Time from patent to patient has increased by more than a year, Institute of Cancer Research finds in new study
Patients are having to wait longer for innovative new drugs, with red tape covering clinical trials, regulation and approvals among the factors to blame, according to a report published Tuesday by the UK’s Institute of Cancer Research (ICR).
The analysis found that advances in cancer science have driven a big increase in the numbers of treatments developed, but that measure designed to speed up access for patients are not working.
Between 2000 and 2008, it took on average 12.7 years for a cancer drug to go from getting a patent to being approved for patients in the UK by the health technology assessment body, the National Institute for Health and Care Excellence (NICE).
Between 2009 and 2016 the time from patent to patient increased to 14.1 years, the study found.
The report, which focused on analysing access to cancer drugs in the UK, finds that recent years have seen a boom in new drugs for breast cancer, with 15 licenced from 2000-2016. But some other cancers, such as brain cancer, have had no new drugs licensed since 2000.
“Drugs are taking longer to reach patients when we would expect the process to be getting quicker,” said Olivia Rossanese, head of therapeutics biology at ICR. “With targeted treatments, it should be possible to run smarter, faster trials and to take a more flexible approach to assessing the results for rapid regulatory approval.”
NICE is trying to conduct its cost effectiveness appraisals earlier, often before licensing has been completed, but decisions have barely sped up.

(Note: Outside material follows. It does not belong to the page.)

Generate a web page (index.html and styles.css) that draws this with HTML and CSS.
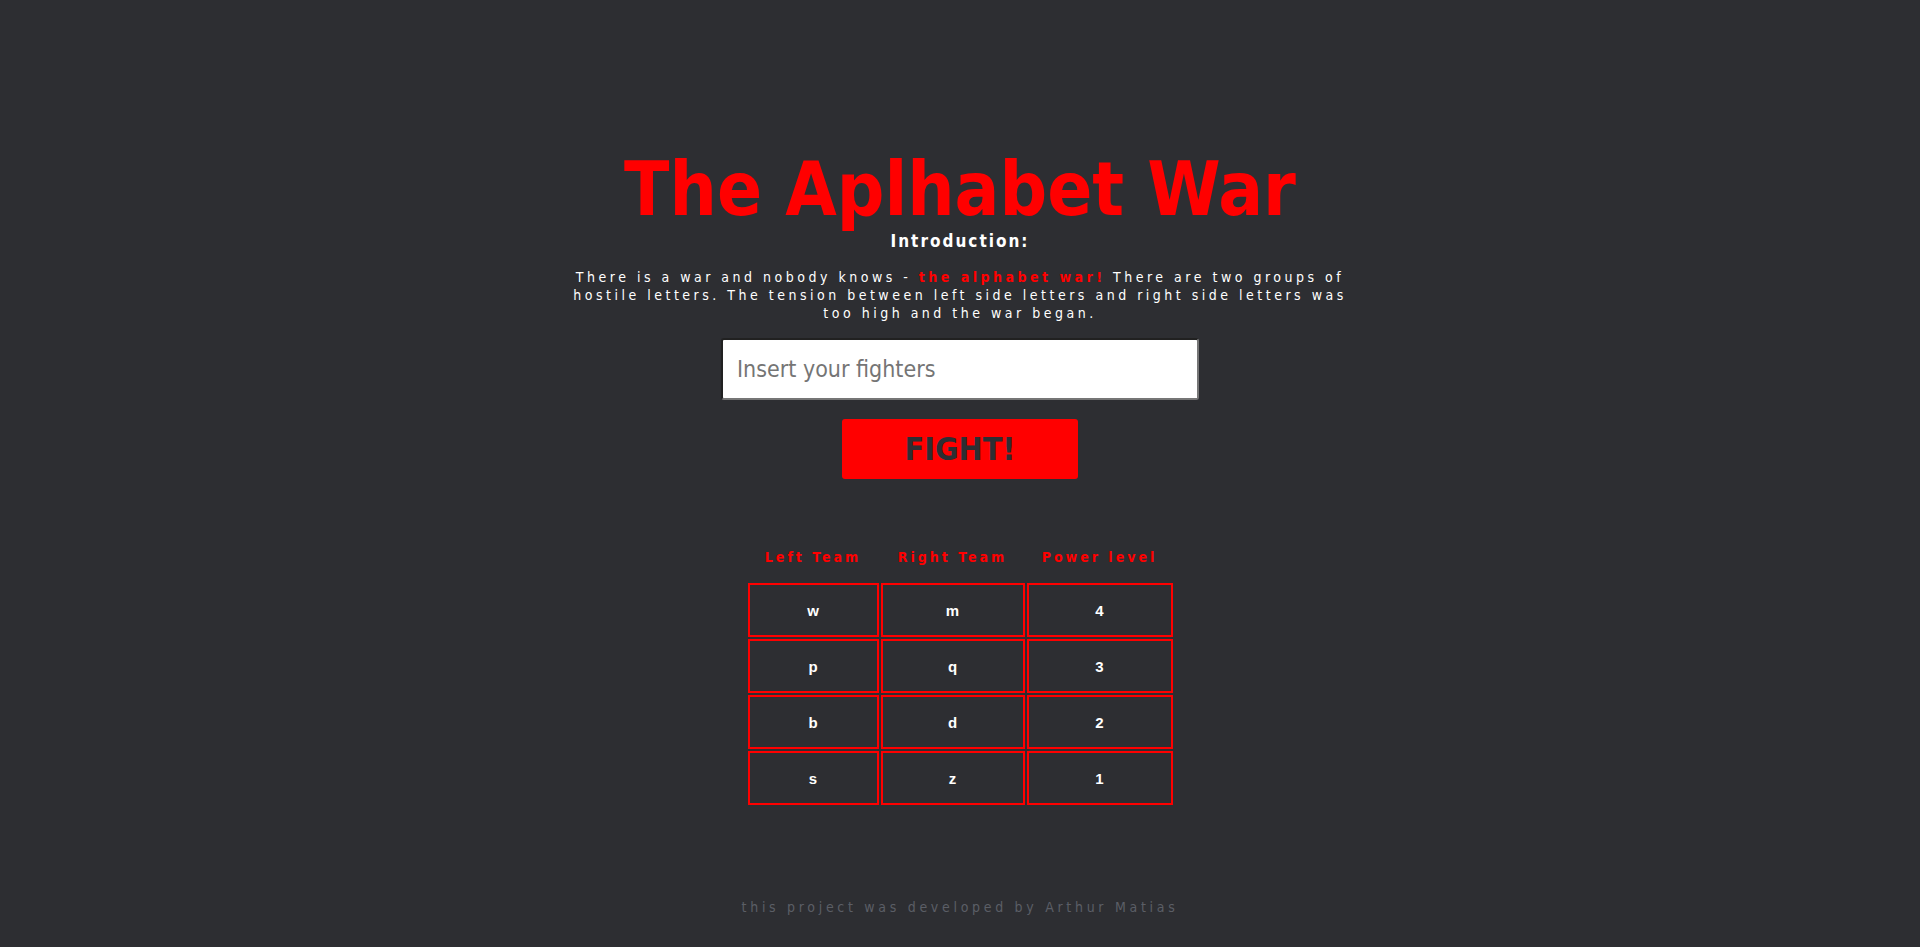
FILE: index.html
```html
<!DOCTYPE html>
<html lang="en">
<head>
<meta charset="utf-8">
<title>The Aplhabet War</title>
<link rel="stylesheet" href="styles.css">
</head>
<body>
<main class="page">
  <h1 class="title">The Aplhabet War</h1>
  <h2 class="intro-heading">Introduction:</h2>
  <p class="intro">There is a war and nobody knows - <span class="accent">the alphabet war!</span> There are two groups of hostile letters. The tension between left side letters and right side letters was too high and the war began.</p>
  <input class="fighters" type="text" placeholder="Insert your fighters">
  <button class="fight">FIGHT!</button>
  <table class="board">
    <thead>
      <tr>
        <th class="c1">Left Team</th>
        <th class="c2">Right Team</th>
        <th class="c3">Power level</th>
      </tr>
    </thead>
    <tbody>
      <tr><td>w</td><td>m</td><td>4</td></tr>
      <tr><td>p</td><td>q</td><td>3</td></tr>
      <tr><td>b</td><td>d</td><td>2</td></tr>
      <tr><td>s</td><td>z</td><td>1</td></tr>
    </tbody>
  </table>
  <footer class="credit">this project was developed by Arthur Matias</footer>
</main>
</body>
</html>
```
FILE: styles.css
```css
html, body {
  margin: 0;
  padding: 0;
  background: #2d2e32;
}
body {
  font-family: "DejaVu Sans Condensed", "Liberation Sans", sans-serif;
  color: #ffffff;
}
.page {
  display: flex;
  flex-direction: column;
  align-items: center;
  padding-top: 150px;
  min-height: 947px;
  box-sizing: border-box;
}
.title {
  margin: 0;
  font-size: 74px;
  line-height: 79px;
  font-weight: bold;
  color: #ff0000;
  letter-spacing: 0;
}
.intro-heading {
  margin: 2px 0 0;
  font-size: 17px;
  line-height: 20px;
  font-weight: bold;
  letter-spacing: 2px;
  color: #ffffff;
}
.intro {
  margin: 17px 0 0;
  width: 800px;
  text-align: center;
  font-size: 14px;
  line-height: 18px;
  letter-spacing: 3.5px;
  color: #ffffff;
}
.accent {
  color: #ff0000;
  font-weight: bold;
}
.fighters {
  margin-top: 16px;
  width: 478px;
  height: 62px;
  box-sizing: border-box;
  border: 2px inset #767676;
  border-radius: 3px;
  background: #ffffff;
  padding: 0 14px;
  font-family: "DejaVu Sans Condensed", sans-serif;
  font-size: 23px;
  color: #222;
  outline: none;
}
.fighters::placeholder {
  color: #757575;
}
.fight {
  margin-top: 19px;
  width: 236px;
  height: 60px;
  border: none;
  border-radius: 3px;
  background: #ff0000;
  color: #2d2e33;
  font-family: "DejaVu Sans Condensed", sans-serif;
  font-size: 32px;
  font-weight: bold;
  cursor: pointer;
}
.board {
  margin-top: 58px;
  border-collapse: separate;
  border-spacing: 2px;
}
.board th {
  height: 36px;
  padding: 0 0 6px;
  color: #ff0000;
  font-size: 14px;
  font-weight: bold;
  letter-spacing: 3px;
  text-align: center;
}
.board .c1 { width: 131px; }
.board .c2 { width: 144px; }
.board .c3 { width: 146px; }
.board td {
  box-sizing: border-box;
  height: 54px;
  border: 2px solid #ff0000;
  text-align: center;
  font-size: 15px;
  font-weight: bold;
  color: #ffffff;
  font-family: "Liberation Sans", sans-serif;
}
.credit {
  margin-top: 90px;
  font-size: 14px;
  line-height: 20px;
  letter-spacing: 3.7px;
  color: #5b5e66;
}
```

Drugs took an average of 16 months to go through NICE appraisal between 2009 and 2016, compared with 16.7 months between 2000 and 2008. The government and the pharmaceutical industry signed an agreement last week to fast-track the approval process, with a pledge to give patients access to new drugs up to six months earlier.
The number of cancer drug approvals at the European Medicines Agency almost doubled between 2000 and 2016, up from 7.5 products a year from 2000-2008, to 14.6 a year from 2009-2016, the study finds.
But while 97 drugs have received market licences from EMA, they are clustered in particular forms of cancer: 64 drugs have been authorised for blood cancers since 2000, while there were no authorisations at all for brain, oesophageal, bladder or womb cancer, and only one for liver cancer.
For children, there were few new drugs, with only 10 of the 177 EMA drug authorisations labelledfor treating paediatric cancers.